• **AIM**
Pictures in the data below are not part of the copy; transcribe everything else exactly.

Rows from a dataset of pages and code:
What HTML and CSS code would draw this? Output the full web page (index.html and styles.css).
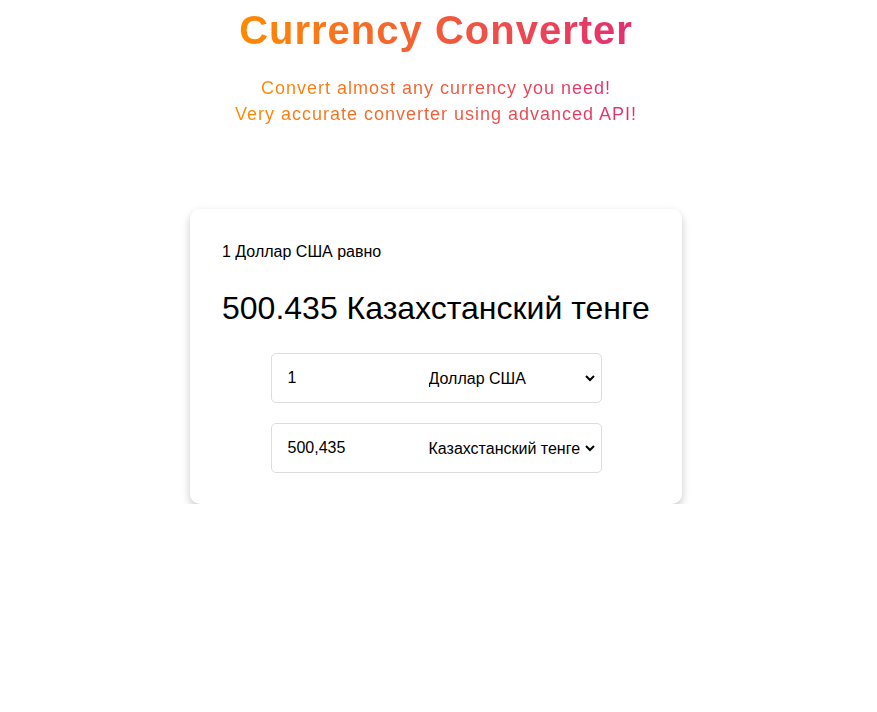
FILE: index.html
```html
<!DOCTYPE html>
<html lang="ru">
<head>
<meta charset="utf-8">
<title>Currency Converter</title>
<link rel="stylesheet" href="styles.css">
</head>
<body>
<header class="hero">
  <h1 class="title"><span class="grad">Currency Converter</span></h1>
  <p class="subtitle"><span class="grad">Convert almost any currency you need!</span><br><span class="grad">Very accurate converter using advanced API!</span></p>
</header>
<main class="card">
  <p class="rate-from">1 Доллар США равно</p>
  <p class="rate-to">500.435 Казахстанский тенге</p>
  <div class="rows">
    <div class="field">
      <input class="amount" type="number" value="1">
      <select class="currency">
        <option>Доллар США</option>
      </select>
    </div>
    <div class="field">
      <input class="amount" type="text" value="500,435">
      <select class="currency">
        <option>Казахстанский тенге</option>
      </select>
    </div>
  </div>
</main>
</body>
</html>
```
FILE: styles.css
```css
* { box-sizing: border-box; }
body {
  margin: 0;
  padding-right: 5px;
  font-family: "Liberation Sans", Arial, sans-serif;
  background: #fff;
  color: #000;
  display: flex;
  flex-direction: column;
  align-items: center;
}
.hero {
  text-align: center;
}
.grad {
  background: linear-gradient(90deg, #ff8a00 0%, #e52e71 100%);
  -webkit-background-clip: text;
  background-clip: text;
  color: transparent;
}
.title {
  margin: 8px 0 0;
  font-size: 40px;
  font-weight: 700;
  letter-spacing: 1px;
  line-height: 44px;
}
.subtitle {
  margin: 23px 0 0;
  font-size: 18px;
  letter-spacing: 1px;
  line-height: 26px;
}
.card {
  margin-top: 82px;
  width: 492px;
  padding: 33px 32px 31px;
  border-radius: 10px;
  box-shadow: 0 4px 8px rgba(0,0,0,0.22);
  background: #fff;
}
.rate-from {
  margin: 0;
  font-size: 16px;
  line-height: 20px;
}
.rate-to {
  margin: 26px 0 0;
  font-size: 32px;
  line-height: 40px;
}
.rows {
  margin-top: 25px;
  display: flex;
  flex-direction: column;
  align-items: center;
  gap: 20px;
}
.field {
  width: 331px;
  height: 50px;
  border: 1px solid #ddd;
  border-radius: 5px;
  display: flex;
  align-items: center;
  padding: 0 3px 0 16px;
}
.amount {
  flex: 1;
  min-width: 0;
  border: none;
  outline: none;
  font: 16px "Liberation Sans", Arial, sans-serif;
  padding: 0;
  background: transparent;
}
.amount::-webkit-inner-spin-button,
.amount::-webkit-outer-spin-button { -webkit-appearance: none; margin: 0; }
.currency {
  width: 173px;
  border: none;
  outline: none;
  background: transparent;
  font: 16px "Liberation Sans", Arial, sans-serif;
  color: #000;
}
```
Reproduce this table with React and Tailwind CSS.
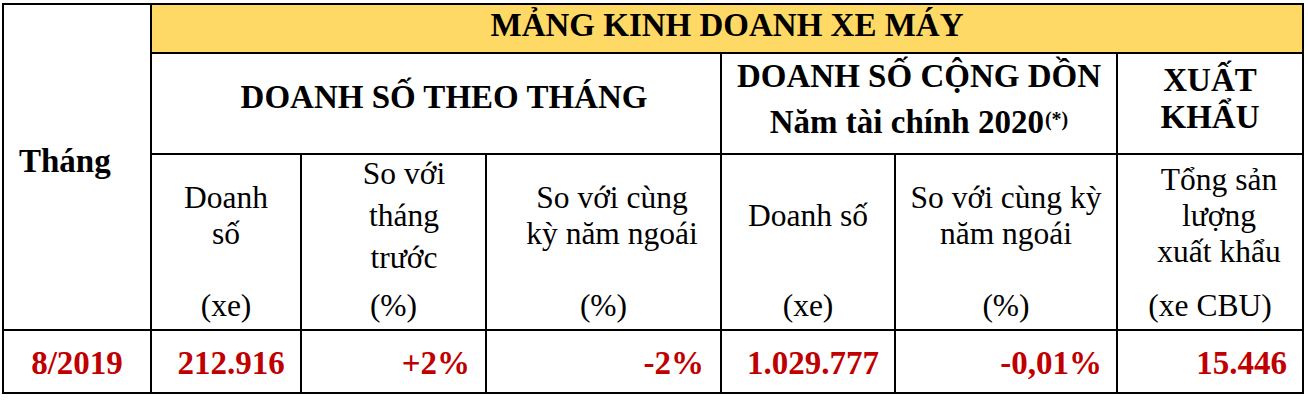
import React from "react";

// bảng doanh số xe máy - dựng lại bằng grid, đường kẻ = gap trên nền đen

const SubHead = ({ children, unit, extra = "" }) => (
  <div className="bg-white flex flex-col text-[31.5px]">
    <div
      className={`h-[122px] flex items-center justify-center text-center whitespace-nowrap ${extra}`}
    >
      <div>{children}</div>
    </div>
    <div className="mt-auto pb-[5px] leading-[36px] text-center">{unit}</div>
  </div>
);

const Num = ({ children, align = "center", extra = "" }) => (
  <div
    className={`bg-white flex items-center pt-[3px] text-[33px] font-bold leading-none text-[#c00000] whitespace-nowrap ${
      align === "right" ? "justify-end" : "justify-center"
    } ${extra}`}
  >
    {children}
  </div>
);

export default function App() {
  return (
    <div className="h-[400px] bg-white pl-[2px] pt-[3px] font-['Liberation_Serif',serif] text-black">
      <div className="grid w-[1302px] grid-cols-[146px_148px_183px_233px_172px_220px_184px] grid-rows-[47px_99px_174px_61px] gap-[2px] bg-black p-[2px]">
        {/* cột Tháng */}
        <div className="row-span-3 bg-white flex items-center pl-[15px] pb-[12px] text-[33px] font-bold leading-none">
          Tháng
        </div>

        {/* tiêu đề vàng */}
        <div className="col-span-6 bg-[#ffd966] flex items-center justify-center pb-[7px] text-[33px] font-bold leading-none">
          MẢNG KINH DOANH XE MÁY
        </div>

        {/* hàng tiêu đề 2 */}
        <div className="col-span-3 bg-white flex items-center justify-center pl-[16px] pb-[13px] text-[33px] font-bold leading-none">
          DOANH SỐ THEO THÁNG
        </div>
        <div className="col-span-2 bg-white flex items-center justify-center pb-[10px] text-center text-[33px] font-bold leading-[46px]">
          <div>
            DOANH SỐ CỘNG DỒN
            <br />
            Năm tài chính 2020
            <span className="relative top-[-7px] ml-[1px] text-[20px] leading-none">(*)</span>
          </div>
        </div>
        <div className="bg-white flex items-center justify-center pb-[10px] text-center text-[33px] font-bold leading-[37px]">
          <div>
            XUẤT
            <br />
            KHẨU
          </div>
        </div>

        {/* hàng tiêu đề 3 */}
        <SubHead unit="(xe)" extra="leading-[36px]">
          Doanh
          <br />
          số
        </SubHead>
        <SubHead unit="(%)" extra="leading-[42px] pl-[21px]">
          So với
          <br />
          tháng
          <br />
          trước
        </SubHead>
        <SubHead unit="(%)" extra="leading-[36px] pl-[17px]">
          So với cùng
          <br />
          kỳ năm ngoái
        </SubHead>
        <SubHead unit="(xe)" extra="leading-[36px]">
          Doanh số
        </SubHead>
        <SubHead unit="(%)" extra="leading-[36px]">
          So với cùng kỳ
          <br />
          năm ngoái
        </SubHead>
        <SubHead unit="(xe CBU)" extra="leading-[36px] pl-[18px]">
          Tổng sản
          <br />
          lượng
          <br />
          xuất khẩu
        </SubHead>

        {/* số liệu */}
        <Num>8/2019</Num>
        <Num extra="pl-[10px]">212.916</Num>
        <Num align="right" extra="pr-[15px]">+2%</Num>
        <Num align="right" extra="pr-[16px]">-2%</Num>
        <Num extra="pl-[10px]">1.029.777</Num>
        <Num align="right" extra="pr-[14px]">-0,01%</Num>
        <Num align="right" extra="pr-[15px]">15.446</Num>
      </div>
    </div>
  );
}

• **RESPONSE TO THE EXERCISE**
What HTML and CSS code would draw this? Output the full web page (index.html and styles.css).
FILE: index.html
```html
<!DOCTYPE html>
<html lang="ru">
<head>
<meta charset="utf-8">
<title>Currency Converter</title>
<link rel="stylesheet" href="styles.css">
</head>
<body>
<header class="hero">
  <h1 class="title"><span class="grad">Currency Converter</span></h1>
  <p class="subtitle"><span class="grad">Convert almost any currency you need!</span><br><span class="grad">Very accurate converter using advanced API!</span></p>
</header>
<main class="card">
  <p class="rate-from">1 Доллар США равно</p>
  <p class="rate-to">500.435 Казахстанский тенге</p>
  <div class="rows">
    <div class="field">
      <input class="amount" type="number" value="1">
      <select class="currency">
        <option>Доллар США</option>
      </select>
    </div>
    <div class="field">
      <input class="amount" type="text" value="500,435">
      <select class="currency">
        <option>Казахстанский тенге</option>
      </select>
    </div>
  </div>
</main>
</body>
</html>
```
FILE: styles.css
```css
* { box-sizing: border-box; }
body {
  margin: 0;
  padding-right: 5px;
  font-family: "Liberation Sans", Arial, sans-serif;
  background: #fff;
  color: #000;
  display: flex;
  flex-direction: column;
  align-items: center;
}
.hero {
  text-align: center;
}
.grad {
  background: linear-gradient(90deg, #ff8a00 0%, #e52e71 100%);
  -webkit-background-clip: text;
  background-clip: text;
  color: transparent;
}
.title {
  margin: 8px 0 0;
  font-size: 40px;
  font-weight: 700;
  letter-spacing: 1px;
  line-height: 44px;
}
.subtitle {
  margin: 23px 0 0;
  font-size: 18px;
  letter-spacing: 1px;
  line-height: 26px;
}
.card {
  margin-top: 82px;
  width: 492px;
  padding: 33px 32px 31px;
  border-radius: 10px;
  box-shadow: 0 4px 8px rgba(0,0,0,0.22);
  background: #fff;
}
.rate-from {
  margin: 0;
  font-size: 16px;
  line-height: 20px;
}
.rate-to {
  margin: 26px 0 0;
  font-size: 32px;
  line-height: 40px;
}
.rows {
  margin-top: 25px;
  display: flex;
  flex-direction: column;
  align-items: center;
  gap: 20px;
}
.field {
  width: 331px;
  height: 50px;
  border: 1px solid #ddd;
  border-radius: 5px;
  display: flex;
  align-items: center;
  padding: 0 3px 0 16px;
}
.amount {
  flex: 1;
  min-width: 0;
  border: none;
  outline: none;
  font: 16px "Liberation Sans", Arial, sans-serif;
  padding: 0;
  background: transparent;
}
.amount::-webkit-inner-spin-button,
.amount::-webkit-outer-spin-button { -webkit-appearance: none; margin: 0; }
.currency {
  width: 173px;
  border: none;
  outline: none;
  background: transparent;
  font: 16px "Liberation Sans", Arial, sans-serif;
  color: #000;
}
```
Reproduce this table with React and Tailwind CSS.
import React from "react";

// bảng doanh số xe máy - dựng lại bằng grid, đường kẻ = gap trên nền đen

const SubHead = ({ children, unit, extra = "" }) => (
  <div className="bg-white flex flex-col text-[31.5px]">
    <div
      className={`h-[122px] flex items-center justify-center text-center whitespace-nowrap ${extra}`}
    >
      <div>{children}</div>
    </div>
    <div className="mt-auto pb-[5px] leading-[36px] text-center">{unit}</div>
  </div>
);

const Num = ({ children, align = "center", extra = "" }) => (
  <div
    className={`bg-white flex items-center pt-[3px] text-[33px] font-bold leading-none text-[#c00000] whitespace-nowrap ${
      align === "right" ? "justify-end" : "justify-center"
    } ${extra}`}
  >
    {children}
  </div>
);

export default function App() {
  return (
    <div className="h-[400px] bg-white pl-[2px] pt-[3px] font-['Liberation_Serif',serif] text-black">
      <div className="grid w-[1302px] grid-cols-[146px_148px_183px_233px_172px_220px_184px] grid-rows-[47px_99px_174px_61px] gap-[2px] bg-black p-[2px]">
        {/* cột Tháng */}
        <div className="row-span-3 bg-white flex items-center pl-[15px] pb-[12px] text-[33px] font-bold leading-none">
          Tháng
        </div>

        {/* tiêu đề vàng */}
        <div className="col-span-6 bg-[#ffd966] flex items-center justify-center pb-[7px] text-[33px] font-bold leading-none">
          MẢNG KINH DOANH XE MÁY
        </div>

        {/* hàng tiêu đề 2 */}
        <div className="col-span-3 bg-white flex items-center justify-center pl-[16px] pb-[13px] text-[33px] font-bold leading-none">
          DOANH SỐ THEO THÁNG
        </div>
        <div className="col-span-2 bg-white flex items-center justify-center pb-[10px] text-center text-[33px] font-bold leading-[46px]">
          <div>
            DOANH SỐ CỘNG DỒN
            <br />
            Năm tài chính 2020
            <span className="relative top-[-7px] ml-[1px] text-[20px] leading-none">(*)</span>
          </div>
        </div>
        <div className="bg-white flex items-center justify-center pb-[10px] text-center text-[33px] font-bold leading-[37px]">
          <div>
            XUẤT
            <br />
            KHẨU
          </div>
        </div>

        {/* hàng tiêu đề 3 */}
        <SubHead unit="(xe)" extra="leading-[36px]">
          Doanh
          <br />
          số
        </SubHead>
        <SubHead unit="(%)" extra="leading-[42px] pl-[21px]">
          So với
          <br />
          tháng
          <br />
          trước
        </SubHead>
        <SubHead unit="(%)" extra="leading-[36px] pl-[17px]">
          So với cùng
          <br />
          kỳ năm ngoái
        </SubHead>
        <SubHead unit="(xe)" extra="leading-[36px]">
          Doanh số
        </SubHead>
        <SubHead unit="(%)" extra="leading-[36px]">
          So với cùng kỳ
          <br />
          năm ngoái
        </SubHead>
        <SubHead unit="(xe CBU)" extra="leading-[36px] pl-[18px]">
          Tổng sản
          <br />
          lượng
          <br />
          xuất khẩu
        </SubHead>

        {/* số liệu */}
        <Num>8/2019</Num>
        <Num extra="pl-[10px]">212.916</Num>
        <Num align="right" extra="pr-[15px]">+2%</Num>
        <Num align="right" extra="pr-[16px]">-2%</Num>
        <Num extra="pl-[10px]">1.029.777</Num>
        <Num align="right" extra="pr-[14px]">-0,01%</Num>
        <Num align="right" extra="pr-[15px]">15.446</Num>
      </div>
    </div>
  );
}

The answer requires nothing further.